Dataset excerpt ->
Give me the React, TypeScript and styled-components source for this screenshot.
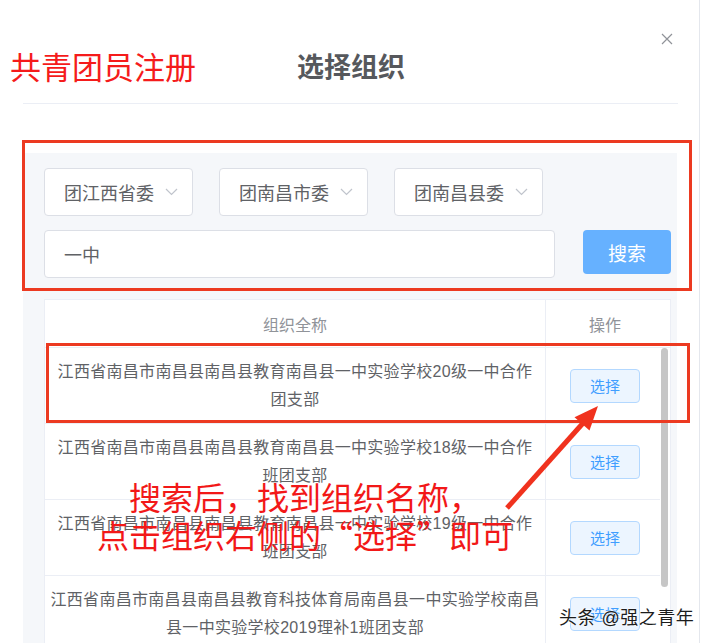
import React from "react";
import styled, { createGlobalStyle } from "styled-components";

const GlobalStyle = createGlobalStyle`
  html, body {
    margin: 0;
    padding: 0;
    background: #fff;
    overflow: hidden;
  }
  body {
    font-family: "Liberation Sans", "Noto Sans CJK SC", sans-serif;
  }
`;

const Dialog = styled.div`
  position: relative;
  width: 700px;
  height: 643px;
  box-sizing: border-box;
  border-right: 1px solid #e4e7ed;
  overflow: hidden;
  background: #fff;
`;

const Header = styled.div`
  display: grid;
  grid-template-columns: 287px 1fr auto;
  align-items: center;
  height: 103px;
  box-sizing: border-box;
  padding: 27px 26px 0 10px;
`;

const RedLabel = styled.div`
  font-size: 31px;
  line-height: 1;
  color: #f51b1b;
  font-family: "Noto Sans CJK SC", sans-serif;
`;

const DialogTitle = styled.div`
  font-size: 27px;
  line-height: 1;
  font-weight: 700;
  color: #56585c;
  font-family: "Noto Sans CJK SC", sans-serif;
`;

const CloseButton = styled.button`
  align-self: start;
  margin-top: 6px;
  width: 12px;
  height: 12px;
  padding: 0;
  border: none;
  background: transparent;
  display: flex;
`;

const Divider = styled.div`
  height: 1px;
  margin: 0 21px 0 23px;
  background: #ebeef5;
`;

const FilterPanel = styled.div`
  margin: 49px 22px 0 23px;
  padding: 15px 6px 0 21px;
  background: #f5f7fa;
  height: 600px;
`;

const SelectRow = styled.div`
  display: flex;
  gap: 26px;
`;

const SelectBox = styled.div`
  width: 149px;
  height: 48px;
  box-sizing: border-box;
  border: 1px solid #dcdfe6;
  border-radius: 4px;
  background: #fff;
  display: flex;
  align-items: center;
  justify-content: space-between;
  padding: 0 14px 0 19px;
  font-size: 18px;
  color: #606266;
`;

const SearchRow = styled.div`
  display: flex;
  align-items: flex-start;
  justify-content: space-between;
  margin-top: 14px;
`;

const SearchInput = styled.input`
  width: 511px;
  height: 48px;
  box-sizing: border-box;
  border: 1px solid #dcdfe6;
  border-radius: 4px;
  padding: 0 19px;
  font-family: inherit;
  font-size: 18px;
  color: #606266;
  outline: none;
`;

const SearchButton = styled.button`
  width: 88px;
  height: 44px;
  border: none;
  border-radius: 4px;
  background: #66b1ff;
  color: #fff;
  font-family: inherit;
  font-size: 19px;
`;

const Table = styled.div`
  margin-top: 21px;
  border: 1px solid #ebeef5;
  background: #fff;
`;

const HeadRow = styled.div`
  display: grid;
  grid-template-columns: 501px 1fr;
  height: 48px;
  box-sizing: border-box;
  padding-right: 10px;
  border-bottom: 1px solid #ebeef5;
`;

const HeadCell = styled.div<{ $divider?: boolean }>`
  display: flex;
  align-items: center;
  justify-content: center;
  padding-left: ${(p) => (p.$divider ? "0" : "4px")};
  font-size: 16px;
  color: #909399;
  border-right: ${(p) => (p.$divider ? "1px solid #ebeef5" : "none")};
`;

const Body = styled.div`
  display: flex;
  height: 301px;
  overflow: hidden;
`;

const RowList = styled.div`
  flex: 1;
`;

const ScrollTrack = styled.div`
  width: 10px;
  flex: none;
`;

const ScrollThumb = styled.div`
  width: 7px;
  height: 239px;
  margin-left: 1px;
  border-radius: 4px;
  background: #c6c6c6;
`;

const Row = styled.div`
  display: grid;
  grid-template-columns: 501px 1fr;
  height: 76px;
  box-sizing: border-box;
  border-bottom: 1px solid #ebeef5;
`;

const NameCell = styled.div`
  display: flex;
  align-items: center;
  justify-content: center;
  box-sizing: border-box;
  padding: 0 5px;
  border-right: 1px solid #ebeef5;
  text-align: center;
  font-size: 16px;
  line-height: 28px;
  letter-spacing: 0.3px;
  color: #606266;
`;

const OpCell = styled.div`
  display: flex;
  align-items: center;
  justify-content: center;
  padding-left: 4px;
`;

const PickButton = styled.button`
  width: 70px;
  height: 34px;
  border: 1px solid #b3d8ff;
  border-radius: 4px;
  background: #ecf5ff;
  color: #409eff;
  font-family: inherit;
  font-size: 15px;
  padding: 0;
`;

const Highlight = styled.div<{ $left: number; $top: number; $w: number; $h: number }>`
  position: absolute;
  left: ${(p) => p.$left}px;
  top: ${(p) => p.$top}px;
  width: ${(p) => p.$w}px;
  height: ${(p) => p.$h}px;
  box-sizing: border-box;
  border: 3px solid #ec3a21;
  pointer-events: none;
`;

const Arrow = styled.svg`
  position: absolute;
  left: 500px;
  top: 400px;
  pointer-events: none;
`;

const Annotation = styled.div`
  position: absolute;
  left: 97px;
  top: 477px;
  font-family: "Noto Sans CJK SC", sans-serif;
  font-variant-east-asian: full-width;
  font-size: 32px;
  line-height: 38px;
  color: #f21818;
  pointer-events: none;
`;

const AnnotationLine = styled.div<{ $indent?: boolean }>`
  padding-left: ${(p) => (p.$indent ? "32px" : "0")};
  white-space: nowrap;
`;

const Watermark = styled.div`
  position: absolute;
  left: 559px;
  top: 606px;
  font-size: 18px;
  line-height: 24px;
  letter-spacing: 0.5px;
  color: #1c1c1c;
  text-shadow: 0 0 2px #fff, 0 0 2px #fff;
  white-space: nowrap;
`;

const Chevron = () => (
  <svg width="13" height="8" viewBox="0 0 13 8">
    <polyline points="1,1 6.5,6.5 12,1" fill="none" stroke="#c0c4cc" strokeWidth="1.2" />
  </svg>
);

const orgs = ["团江西省委", "团南昌市委", "团南昌县委"];

const rows = [
  "江西省南昌市南昌县南昌县教育南昌县一中实验学校20级一中合作团支部",
  "江西省南昌市南昌县南昌县教育南昌县一中实验学校18级一中合作班团支部",
  "江西省南昌市南昌县南昌县教育南昌县一中实验学校19级一中合作班团支部",
  "江西省南昌市南昌县南昌县教育科技体育局南昌县一中实验学校南昌县一中实验学校2019理补1班团支部",
  "江西省南昌市南昌县南昌县教育南昌县一中实验学校21级一中合作团支部",
];

export default function App() {
  return (
    <>
      <GlobalStyle />
      <Dialog>
        <Header>
          <RedLabel>共青团员注册</RedLabel>
          <DialogTitle>选择组织</DialogTitle>
          <CloseButton>
            <svg width="12" height="12" viewBox="0 0 12 12">
              <path d="M1 1L11 11M11 1L1 11" stroke="#909399" strokeWidth="1.2" />
            </svg>
          </CloseButton>
        </Header>
        <Divider />
        <FilterPanel>
          <SelectRow>
            {orgs.map((o) => (
              <SelectBox key={o}>
                <span>{o}</span>
                <Chevron />
              </SelectBox>
            ))}
          </SelectRow>
          <SearchRow>
            <SearchInput defaultValue="一中" />
            <SearchButton>搜索</SearchButton>
          </SearchRow>
          <Table>
            <HeadRow>
              <HeadCell $divider>组织全称</HeadCell>
              <HeadCell>操作</HeadCell>
            </HeadRow>
            <Body>
              <RowList>
                {rows.map((r) => (
                  <Row key={r}>
                    <NameCell>{r}</NameCell>
                    <OpCell>
                      <PickButton>选择</PickButton>
                    </OpCell>
                  </Row>
                ))}
              </RowList>
              <ScrollTrack>
                <ScrollThumb />
              </ScrollTrack>
            </Body>
          </Table>
        </FilterPanel>

        <Highlight $left={22} $top={140} $w={670} $h={151} />
        <Highlight $left={46} $top={343} $w={644} $h={80} />

        <Arrow width="105" height="115" viewBox="0 0 105 115">
          <line x1="7" y1="108" x2="84" y2="22" stroke="#f0321e" strokeWidth="5" />
          <polygon points="98,6 89.5,30.6 74.5,17.2" fill="#f0321e" />
        </Arrow>

        <Annotation>
          <AnnotationLine $indent>搜索后，找到组织名称，</AnnotationLine>
          <AnnotationLine>点击组织右侧的“选择”即可</AnnotationLine>
        </Annotation>

        <Watermark>头条 @强之青年</Watermark>
      </Dialog>
    </>
  );
}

What you need to do -> Where does the word "React" appear? Return each line that holds it.

The result ->
Give me the React, TypeScript and styled-components source for this screenshot.
import React from "react";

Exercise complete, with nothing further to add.